Screenshot 2024-03-21 at 3 08 28 pm

SAELens

PyPI License: MIT build Deploy Docs codecov

The SAELens training codebase exists to help researchers:

  • Train sparse autoencoders.
  • Analyse sparse autoencoders and neural network internals.
  • Generate insights which make it easier to create safe and aligned AI systems.

Please note these docs are in beta. We intend to make them cleaner and more comprehensive over time.

Quick Start

Installation

pip install sae-lens

Loading Sparse Autoencoders from Huggingface

To load a pretrained sparse autoencoder, you can use SAE.from_pretrained() as below. Note that we return the original cfg dict from the huggingface repo so that it's easy to debug older configs that are being handled when we import an SAE. We also return a sparsity tensor if it is present in the repo. For an example repo structure, see here.

from sae_lens import SAE

sae, cfg_dict, sparsity = SAE.from_pretrained(
    release = "gpt2-small-res-jb", # see other options in sae_lens/pretrained_saes.yaml
    sae_id = "blocks.8.hook_resid_pre", # won't always be a hook point
    device = "cuda"
)

You can see other importable SAEs on this page.

Any SAE on Huggingface that's trained using SAELens can also be loaded using SAE.from_pretrained(). In this case, release is the name of the Huggingface repo, and sae_id is the path to the SAE in the repo. You can see a list of SAEs listed on Huggingface with the saelens tag.

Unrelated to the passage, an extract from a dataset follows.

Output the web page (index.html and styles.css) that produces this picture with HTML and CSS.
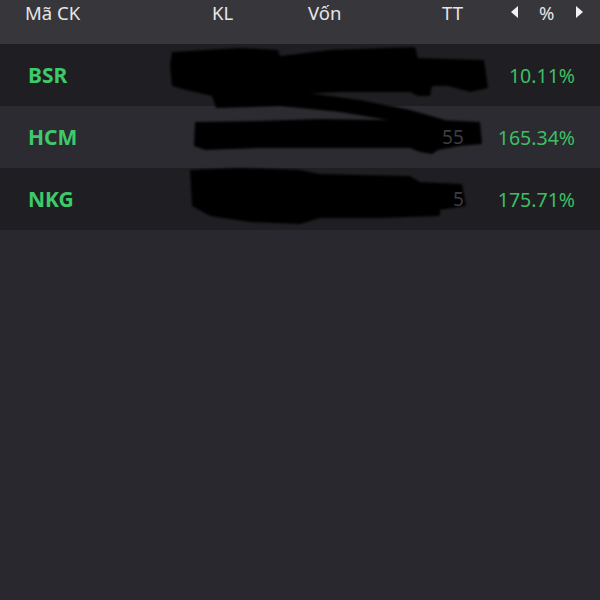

Loading Sparse Autoencoders from Disk

To load a pretrained sparse autoencoder from disk that you've trained yourself, you can use SAE.load_from_disk() as below.

from sae_lens import SAE

sae = SAE.load_from_disk("/path/to/your/sae", device="cuda")

Importing SAEs from other libraries

You can import an SAE created with another library by writing a custom PretrainedSaeHuggingfaceLoader or PretrainedSaeDiskLoader for use with SAE.from_pretrained() or SAE.load_from_disk(), respectively. See the pretrained_sae_loaders.py file for more details, or ask on the Open Source Mechanistic Interpretability Slack. If you write a good custom loader for another library, please consider contributing it back to SAELens!

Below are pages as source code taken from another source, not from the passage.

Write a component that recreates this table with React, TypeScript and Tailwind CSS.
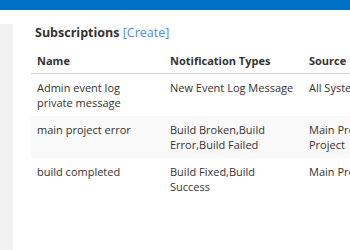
import React from "react";

type Subscription = {
  name: string;
  types: string;
  source: string;
};

const subscriptions: Subscription[] = [
  { name: "Admin event log private message", types: "New Event Log Message", source: "All Systems" },
  { name: "main project error", types: "Build Broken,Build Error,Build Failed", source: "Main Project,Legacy Project" },
  { name: "build completed", types: "Build Fixed,Build Success", source: "Main Project" },
];

export default function App() {
  return (
    <div className="h-[250px] w-[350px] overflow-hidden bg-white font-['Open_Sans',sans-serif] text-[#333]">
      {/* top app bar */}
      <div className="h-[10px] bg-[#0072c6]" />

      <div className="flex pt-[14px]">
        {/* side nav strip */}
        <div className="h-[240px] w-[13px] shrink-0 bg-[#f2f2f2]" />

        <div className="ml-[18px] min-w-0 flex-1">
          <h2 className="ml-[4px] text-[12.5px] font-bold leading-[18px]">
            Subscriptions{" "}
            <a href="#" className="font-normal text-[#4a8ce8]">
              [Create]
            </a>
          </h2>

          <table className="mt-[8px] w-[400px] table-fixed border-collapse text-[11px] leading-[15px]">
            <colgroup>
              <col className="w-[133px]" />
              <col className="w-[139px]" />
              <col />
            </colgroup>
            <thead>
              <tr className="border-b border-[#cfcfcf]">
                <th className="px-[6px] pb-[5px] pt-[3px] text-left font-bold">Name</th>
                <th className="px-[6px] pb-[5px] pt-[3px] text-left font-bold">Notification Types</th>
                <th className="px-[6px] pb-[5px] pt-[3px] text-left font-bold">Source</th>
              </tr>
            </thead>
            <tbody>
              {subscriptions.map((s, i) => (
                <tr key={s.name} className={i % 2 === 1 ? "bg-[#f9f9f9]" : ""}>
                  <td className="px-[6px] py-[6px] align-top">{s.name}</td>
                  <td className="px-[6px] py-[6px] align-top">{s.types}</td>
                  <td className="px-[6px] py-[6px] align-top">{s.source}</td>
                </tr>
              ))}
            </tbody>
          </table>
        </div>
      </div>
    </div>
  );
}
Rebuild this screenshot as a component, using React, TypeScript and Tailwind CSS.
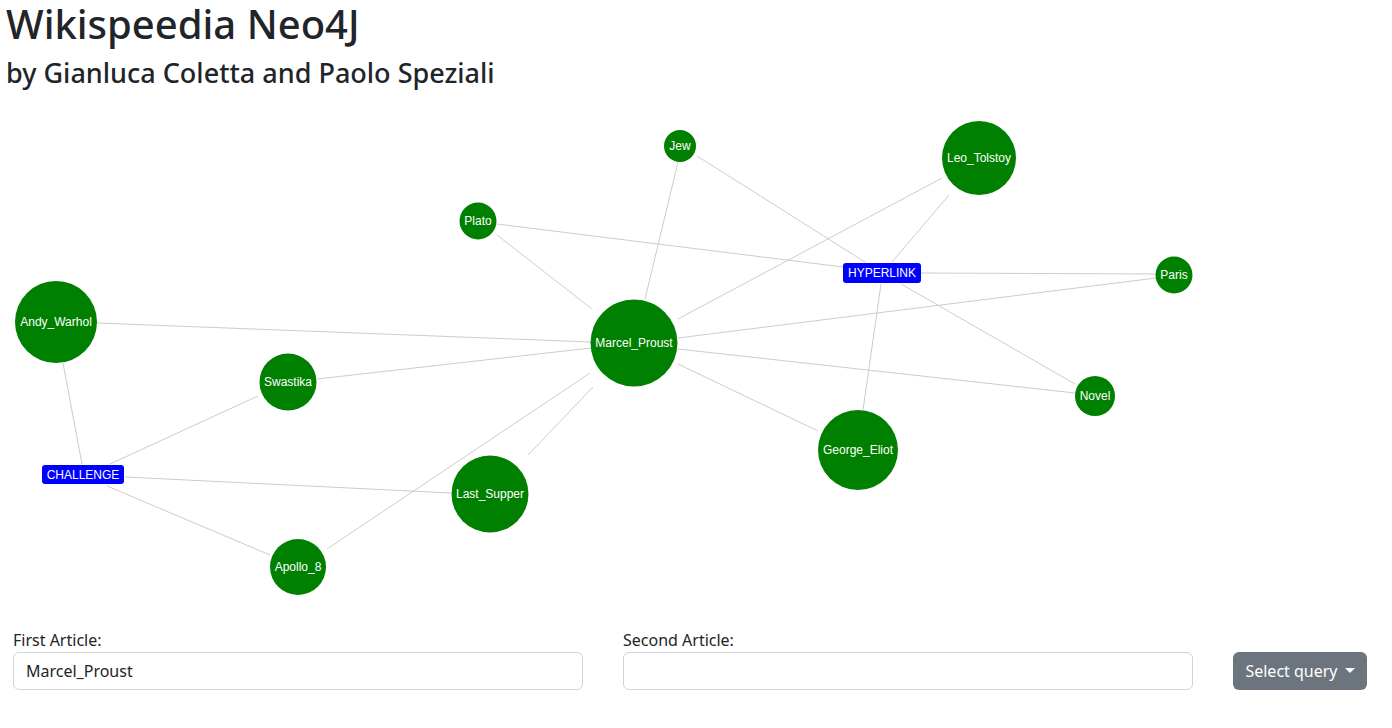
import React from 'react';

type GraphNode = { id: string; x: number; y: number; r: number };
type GraphRel = { id: string; x: number; y: number; w: number; h: number };

// article nodes, placed where the force layout left them
const nodes: GraphNode[] = [
  { id: 'Jew', x: 680, y: 146, r: 16 },
  { id: 'Leo_Tolstoy', x: 979, y: 158, r: 37 },
  { id: 'Plato', x: 478, y: 221, r: 18.5 },
  { id: 'Paris', x: 1174, y: 275, r: 18.5 },
  { id: 'Andy_Warhol', x: 56, y: 322, r: 41 },
  { id: 'Marcel_Proust', x: 634, y: 343, r: 43.5 },
  { id: 'Swastika', x: 288, y: 382, r: 28.5 },
  { id: 'Novel', x: 1095, y: 396, r: 20 },
  { id: 'George_Eliot', x: 858, y: 450, r: 40 },
  { id: 'Last_Supper', x: 490, y: 494, r: 38.5 },
  { id: 'Apollo_8', x: 298, y: 567, r: 28 },
];

const rels: GraphRel[] = [
  { id: 'HYPERLINK', x: 843, y: 263, w: 78, h: 20 },
  { id: 'CHALLENGE', x: 42, y: 465, w: 82, h: 19 },
];

// [x1, y1, x2, y2]
const links: [number, number, number, number][] = [
  [678, 162, 645, 299],
  [697, 156, 865, 262],
  [497, 224, 843, 267],
  [497, 235, 592, 309],
  [942, 178, 678, 319],
  [949, 195, 892, 262],
  [921, 273, 1156, 274],
  [901, 284, 1075, 384],
  [881, 284, 863, 410],
  [1156, 278, 678, 338],
  [678, 349, 1075, 393],
  [678, 364, 818, 431],
  [97, 323, 591, 342],
  [317, 379, 591, 348],
  [63, 363, 82, 464],
  [258, 396, 110, 464],
  [125, 477, 451, 493],
  [107, 486, 270, 555],
  [590, 373, 327, 549],
  [593, 387, 528, 455],
];

const Graph: React.FC = () => {
  return (
    <svg width="1392" height="530" viewBox="0 98 1392 530" className="block">
      {links.map(([x1, y1, x2, y2], i) => (
        <line key={i} x1={x1} y1={y1} x2={x2} y2={y2} stroke="#cccccc" strokeWidth={1} />
      ))}
      {nodes.map((n) => (
        <g key={n.id}>
          <circle cx={n.x} cy={n.y} r={n.r} fill="#008000" />
          <text
            x={n.x}
            y={n.y}
            dy="0.35em"
            textAnchor="middle"
            fill="#ffffff"
            fontSize={12}
            fontFamily="'Liberation Sans', Arial, sans-serif"
          >
            {n.id}
          </text>
        </g>
      ))}
      {rels.map((r) => (
        <g key={r.id}>
          <rect x={r.x} y={r.y} width={r.w} height={r.h} rx={3} fill="#0000ff" />
          <text
            x={r.x + r.w / 2}
            y={r.y + r.h / 2}
            dy="0.35em"
            textAnchor="middle"
            fill="#ffffff"
            fontSize={12}
            fontFamily="'Liberation Sans', Arial, sans-serif"
          >
            {r.id}
          </text>
        </g>
      ))}
    </svg>
  );
};

export default function App() {
  return (
    <div className="min-h-[728px] bg-white text-[#212529] font-['Noto_Sans',sans-serif]">
      <div className="px-[6px]">
        <h1 className="text-[40px] leading-[48px] font-medium mb-2">Wikispeedia Neo4J</h1>
        <h2 className="text-[27px] leading-[33.6px] font-medium mb-2">by Gianluca Coletta and Paolo Speziali</h2>
      </div>

      <Graph />

      <div className="flex items-end pl-[13px]">
        <div className="w-[570px]">
          <label className="block text-[16px] leading-6">First Article:</label>
          <input
            type="text"
            defaultValue="Marcel_Proust"
            className="block w-full h-[38px] px-3 text-[16px] border border-[#ced4da] rounded-[6px] text-[#212529] outline-none"
          />
        </div>
        <div className="w-[570px] ml-10">
          <label className="block text-[16px] leading-6">Second Article:</label>
          <input
            type="text"
            className="block w-full h-[38px] px-3 text-[16px] border border-[#ced4da] rounded-[6px] text-[#212529] outline-none"
          />
        </div>
        <button className="ml-10 h-[38px] w-[134px] flex items-center justify-center gap-[7px] rounded-[6px] bg-[#6c757d] text-white text-[16px]">
          Select query
          <span className="w-0 h-0 border-t-[5px] border-t-white border-x-[5px] border-x-transparent" />
        </button>
      </div>
    </div>
  );
}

Background and further Readings

We highly recommend this tutorial.

For recent progress in SAEs, we recommend the LessWrong forum's Sparse Autoencoder tag

Tutorials

I wrote a tutorial to show users how to do some basic exploration of their SAE:

  • Loading and Analysing Pre-Trained Sparse Autoencoders Open In Colab
  • Understanding SAE Features with the Logit Lens Open In Colab
  • Training a Sparse Autoencoder Open In Colab

Example WandB Dashboard

WandB Dashboards provide lots of useful insights while training SAEs. Here's a screenshot from one training run.

screenshot

Citation

@misc{bloom2024saetrainingcodebase,
   title = {SAELens},
   author = {Joseph Bloom, Curt Tigges, Anthony Duong and David Chanin},
   year = {2024},
   howpublished = {\url{https://github.com/jbloomAus/SAELens}},
}}